Section 4.3 suggests debate will be a powerful optimization process the way other adversarial training processes have recently proven successful. On this point I agree.

5 Reasons to worry

Overall I'm impressed at the consideration of the problems with debate, many of them not ones I initially considered. I agree with the authors that debate may fail if humans are insufficiently capable judges of debate, honesty may not be optimal, honestly may especially not be optimal in computable agents, and there may be dangers associated with training AI to be good at debate if honesty is not sufficiently guaranteed. As it seems we'll look at later, debate is not likely to be sufficient and is only one tool that might be useful when combined with other techniques so long as it does not make AI developed through debate lose performance.

Sections 5.6 and 5.7 are of particular interest to me because they address worries that also exist for dialectical alignment. Specifically, both debate and dialectic may fail to converge with debate failing to converge by new statements causing the judge to continually flip answer choice and dialectic by failing to converge on a synthesis that gets more likely as it incorporates more evidence. Alas, much as I don't have a general solution for the convergence problem in dialectic, neither do the authors offer one for debate.

I come away from sections 4 and 5 even less certain that debate is likely to work.
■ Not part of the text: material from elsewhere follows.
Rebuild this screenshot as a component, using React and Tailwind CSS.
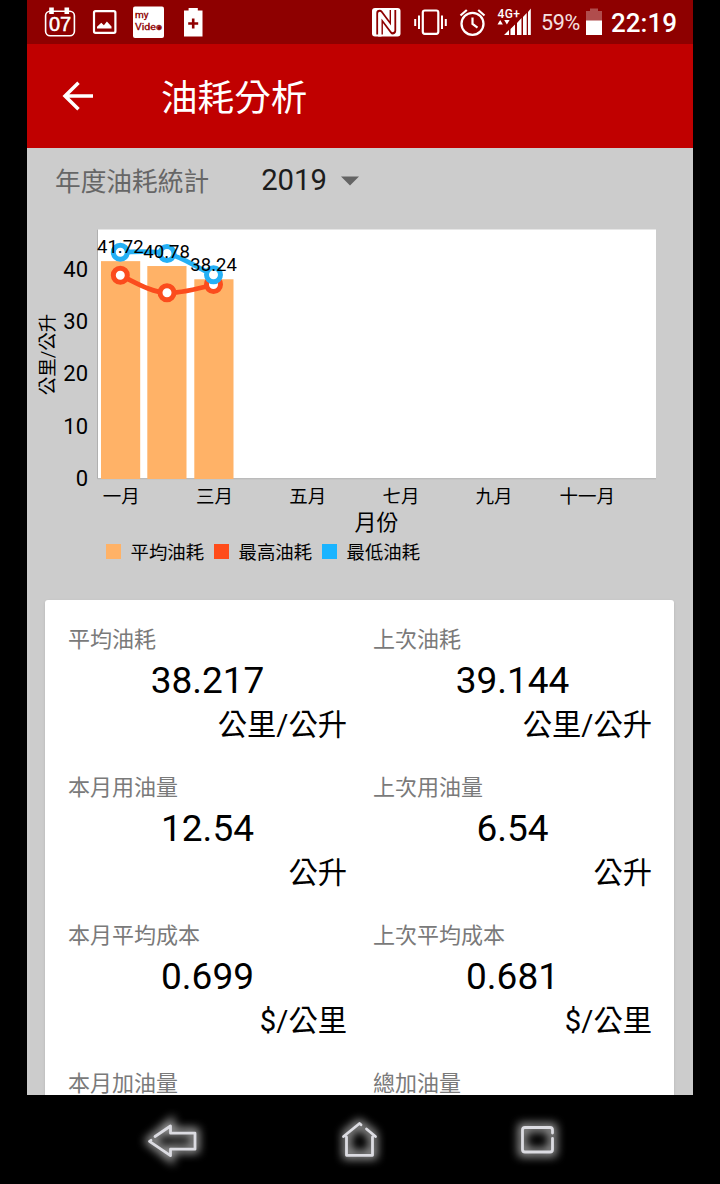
const months = ["一月", "三月", "五月", "七月", "九月", "十一月"];

const bars = [
  { x: 74, value: 41.72 },
  { x: 120.3, value: 40.78 },
  { x: 167.3, value: 38.24 },
];

const stats = [
  { label: "平均油耗", value: "38.217", unit: "公里/公升" },
  { label: "上次油耗", value: "39.144", unit: "公里/公升" },
  { label: "本月用油量", value: "12.54", unit: "公升" },
  { label: "上次用油量", value: "6.54", unit: "公升" },
  { label: "本月平均成本", value: "0.699", unit: "$/公里" },
  { label: "上次平均成本", value: "0.681", unit: "$/公里" },
  { label: "本月加油量", value: "", unit: "" },
  { label: "總加油量", value: "", unit: "" },
];

// y position inside the chart svg, 0 sits on the x axis
const toY = (value) => 266.5 - value * 5.21;

function StatusBar() {
  return (
    <div className="flex h-[44px] shrink-0 items-center bg-[#8e0000] text-white">
      <svg className="h-[44px] w-[210px]" viewBox="0 0 210 44" fill="none">
        {/* calendar */}
        <rect x="18.6" y="11.2" width="28.8" height="24.6" rx="4.5" stroke="#fff" strokeWidth="1.6" />
        <rect x="22.2" y="7.5" width="4.6" height="6.5" fill="#fff" />
        <rect x="37.5" y="7.5" width="4.6" height="6.5" fill="#fff" />
        <text x="33" y="30.5" textAnchor="middle" fontSize="20" fill="#fff" stroke="#fff" strokeWidth="0.5" className="font-['Liberation_Sans']">07</text>
        {/* picture */}
        <rect x="67" y="11.2" width="21.4" height="21.6" rx="1.5" stroke="#fff" strokeWidth="2.2" />
        <path d="M70 28.5v-1.7l4.3-4 2.6 2.4 3-3.7 4.6 5v2z" fill="#fff" />
        {/* myVideo */}
        <rect x="106" y="6.5" width="31" height="31.5" rx="2" fill="#fff" />
        <text x="108" y="18.3" fontSize="9" fill="#8e0000" stroke="#8e0000" strokeWidth="0.3" textLength="13.5" lengthAdjust="spacingAndGlyphs" className="font-['Roboto']">my</text>
        <text x="108" y="30.3" fontSize="9.5" fill="#8e0000" stroke="#8e0000" strokeWidth="0.3" textLength="27" lengthAdjust="spacingAndGlyphs" className="font-['Roboto']">Video</text>
        <circle cx="132.2" cy="27.7" r="1.8" fill="#8e0000" />
        {/* battery plus */}
        <path d="M157 10.5h4.6V8h9.2v2.5h4.7v26H157z" fill="#fff" />
        <path d="M166.2 18.5v10M161.2 23.5h10" stroke="#8e0000" strokeWidth="2.6" />
      </svg>
      <svg className="ml-[131px] h-[44px] w-[170px]" viewBox="0 0 170 44" fill="none">
        {/* nfc */}
        <rect x="4" y="8" width="28.5" height="28.5" rx="3" fill="#fff" />
        <path d="M11.6 34.5V13L24.9 31V10" stroke="#8e0000" strokeWidth="6.6" strokeLinejoin="round" />
        <path d="M11.8 36.5V13.5L24.7 30.500V8" stroke="#fff" strokeWidth="3.400" strokeLinejoin="round" />
        {/* vibrate */}
        <rect x="54.8" y="10.5" width="15.5" height="23.3" rx="2" stroke="#fff" strokeWidth="2.2" />
        <path d="M51 15.5v13.5M74 15.5v13.5M47.2 19v7M77.8 19v7" stroke="#fff" strokeWidth="2" />
        {/* alarm */}
        <circle cx="104.5" cy="23.8" r="11" stroke="#fff" strokeWidth="2.3" />
        <path d="M104.5 17.5v6.5l5 3.6M92.5 15.5l6.3-5.5M116.5 15.5l-6.3-5.5" stroke="#fff" strokeWidth="2.2" />
        {/* signal */}
        <text x="129.5" y="17.5" fontSize="12" fontWeight="500" fill="#fff" textLength="22.5" className="font-['Roboto']">4G+</text>
        <path d="M129.5 24.5 132.2 20l2.7 4.5zM136.2 20h5.4l-2.7 4.5z" fill="#fff" />
        <path d="M136 35l5-5v5zM142.5 29l4.5-4.5V35h-4.5zM149 23l4.5-5v17H149zM155 17l3.7-4v22H155zM160 12l2.8-3.5V35H160z" fill="#fff" />
      </svg>
      <span className="mt-[3px] ml-[3px] text-[21.5px] tracking-[-0.3px] text-[#f5e0e0]">59%</span>
      <svg className="ml-[5px] h-[44px] w-[18px]" viewBox="0 0 18 44">
        <path d="M1 11h4V8.5h8V11h4v10H1z" fill="#fff" fillOpacity="0.3" />
        <path d="M1 20.5h16V35H1z" fill="#fff" />
      </svg>
      <span className="mt-[2px] ml-[8px] text-[26px] font-medium">22:19</span>
    </div>
  );
}

function Toolbar() {
  return (
    <div className="flex h-[104px] shrink-0 items-center bg-[#c00000] text-white">
      <svg className="ml-[35px] h-[32px] w-[32px]" viewBox="0 0 32 32" fill="none">
        <path d="M31 16H3.5M16.5 2.7 3 16l13.5 13.3" stroke="#fff" strokeWidth="3.5" />
      </svg>
      <h1 className="mt-[6px] ml-[67px] text-[36.6px] leading-none">油耗分析</h1>
    </div>
  );
}

function FuelChart() {
  return (
    <svg className="h-[367px] w-[666px] shrink-0" viewBox="0 0 666 367" fill="none">
      <rect x="70.5" y="17.5" width="558.5" height="249" fill="#fff" />
      <path d="M70.5 17.5v249.2H629" stroke="#b0b0b0" />
      {bars.map((bar) => (
        <rect key={bar.x} x={bar.x} y={toY(bar.value)} width="39.2" height={bar.value * 5.21 + 0.5} fill="#ffb267" />
      ))}

      {/* highest */}
      <path d="M93.3 63.3C106 69 124 80.5 140 80.8C156 81 172 76.5 186.5 72.5" stroke="#fb4c1d" strokeWidth="4.8" />
      <g fill="#fff" stroke="#fb4c1d" strokeWidth="5">
        <circle cx="93.3" cy="63.3" r="7" />
        <circle cx="140" cy="80.8" r="7" />
        <circle cx="186.5" cy="72.5" r="7" />
      </g>
      {/* lowest */}
      <path d="M93.3 40.2C108 40 124 38 140 41.5C156 45 172 57 186.5 62.8" stroke="#25b0f5" strokeWidth="4.8" />
      <g fill="#fff" stroke="#25b0f5" strokeWidth="5">
        <circle cx="93.3" cy="40.2" r="7" />
        <circle cx="140" cy="41.5" r="7" />
        <circle cx="186.5" cy="62.8" r="7" />
      </g>

      <g fill="#000" fontSize="18.5" textAnchor="middle">
        {bars.map((bar) => (
          <text key={bar.x} x={bar.x + 19.3} y={toY(bar.value) - 8.5}>{bar.value}</text>
        ))}
        {months.map((month, i) => (
          <text key={month} x={94.3 + i * 93.2} y={290.5}>{month}</text>
        ))}
        <text transform="translate(27 142.5) rotate(-90)">公里/公升</text>
      </g>

      <g fill="#000" fontSize="22" textAnchor="end">
        {[0, 10, 20, 30, 40].map((tick) => (
          <text key={tick} x="61" y={266.3 - tick * 5.23 + 7.5}>{tick}</text>
        ))}
      </g>
      <text x="349.5" y="317.5" fontSize="22" textAnchor="middle" fill="#000">月份</text>

      <rect x="79" y="332" width="15" height="15" fill="#ffb267" />
      <rect x="187" y="332" width="15" height="15" fill="#ff4c1a" />
      <rect x="295" y="332" width="15" height="15" fill="#1ab4ff" />
      <g fill="#000" fontSize="18.4">
        <text x="103.5" y="347.3">平均油耗</text>
        <text x="211.5" y="347.3">最高油耗</text>
        <text x="319.5" y="347.3">最低油耗</text>
      </g>
    </svg>
  );
}

function Stat({ label, value, unit }) {
  return (
    <div className="h-[148px] w-[279px]">
      <p className="h-[34px] text-[22px] leading-[34px] text-[#7a7a7a]">{label}</p>
      <p className="h-[48px] text-center text-[37px] leading-[48px]">{value}</p>
      <p className="h-[40px] text-right text-[29.3px] leading-[40px]">{unit}</p>
    </div>
  );
}

function NavBar() {
  return (
    <svg className="h-[89px] w-full" viewBox="0 0 720 89" fill="none">
      <defs>
        <filter id="glow" x="-60%" y="-60%" width="220%" height="220%">
          <feGaussianBlur stdDeviation="5" />
        </filter>
      </defs>
      <g stroke="#fff" strokeWidth="8" opacity="0.65" filter="url(#glow)">
        <path d="M150 46l20-17v8h25v17h-25v8z" />
        <path d="M344 41l15-12 16 12M347 39v21h26V39" />
        <rect x="522.5" y="32.5" width="30" height="25" />
      </g>
      <g stroke="#dcdce2" strokeWidth="2.8" strokeLinecap="round" strokeLinejoin="round">
        <path d="M155 41.5 170.5 31v7.2H195v16H170.5v6.5L149.5 46.3l1.5-1" />
        <path d="M361 29.8 359.5 28.5 343.5 41.5M366.5 34l9 7.5M346.5 42v18.3H372.5V42" />
        <path d="M552.5 38V35q0-2.5-2.5-2.5H525q-2.5 0-2.5 2.5v19.5q0 2.5 2.5 2.5h25q2.5 0 2.5-2.5V43.5" />
      </g>
    </svg>
  );
}

export default function App() {
  return (
    <div className="h-[1184px] w-[720px] overflow-hidden bg-black font-['Roboto','Noto_Sans_CJK_TC',sans-serif]">
      <div className="ml-[27px] flex h-[1095px] w-[666px] flex-col overflow-hidden bg-[#cccccc] text-black">
        <StatusBar />
        <Toolbar />
        <div className="flex h-[64px] shrink-0 items-center pl-[28px]">
          <span className="mt-[5px] text-[25.7px] leading-none text-[#666666]">年度油耗統計</span>
          <span className="mt-[2px] ml-[52px] text-[29.3px] leading-none text-[#1c1c1c]">2019</span>
          <svg className="mt-[1px] ml-[13px] h-[10px] w-[20px]" viewBox="0 0 20 10">
            <path d="M1 0.5h18L10 9.5z" fill="#646464" />
          </svg>
        </div>
        <FuelChart />
        <div className="mt-[21px] mr-[19px] ml-[18px] grid h-[640px] shrink-0 grid-cols-[305px_279px] content-start rounded-[3px] bg-white pt-[23px] pl-[23px] shadow">
          {stats.map((stat) => (
            <Stat key={stat.label} {...stat} />
          ))}
        </div>
      </div>
      <NavBar />
    </div>
  );
}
6 Refinements and variations on debate

I'm excited by the proposals in this section, especially 6.2 since it allows the kind of information sharing I'm hoping AI can take advantage of via dialectic and 6.4 since it reduces some of the impact from debate incentives to lie. My suspicion is that there is a sense in which I can build on the idea of debate as presented to better describe my own ideas about dialectic alignment.

7 Approximate equivalence with amplification

Not much to say here: debate and amplification are similar but with important implementation differences, yet nevertheless operate on many of the same principles. Dialectic alignment would be similar too but removes the adversarial component from debate and replaces amplification/distillation with the thesis-antithesis-synthesis cycle.

8 Conclusions and future work

The authors encourage readers to search for alignment proposals similar to amplification and debate; I happen to think dialectic fits this bill and offers benefits but I'll have to make that case more fully elsewhere.

Having read the whole paper now I remain concerned that debate is not likely to be useful for alignment. Aside from the adversarial training issues that to me seem likely to produce agents optimized for things other than human values in the service of winning debate even if it is constrained by being judged by humans, debate also lacks in itself a way to encourage agents to update on information and prefer developing arguments that allow it to win. To be fair the authors seem aware of this and acknowledge that debate would need to be combined with other methods in order to provide a complete alignment solution, and in this light it does seem perhaps reasonable that if we engineer our way to alignment rather than prove our way to it debate may help address some subproblems in alignment that are not as well addressed by other methods.

Strangely I find reading about debate makes me feel a bit more confident that amplification and Paul et al.'s approach to alignment at OpenAI is likely to work, keeping in mind I've recently been flip-flopping a bit on my assessment of it (cf. my recent assessment of existing alignment programs and my comments on Stuart's thoughts on amplification). I'm not sure if this says more about my uncertainty around what Paul et al. are attempting or reflects high-variance updates based on developments in their program, but it is worth noting if you're looking to my assessments as evidence about their program. Hopefully I will have more to say soon about dialectical AI alignment so it can be more fully evaluated in comparison to ideas like debate and amplification.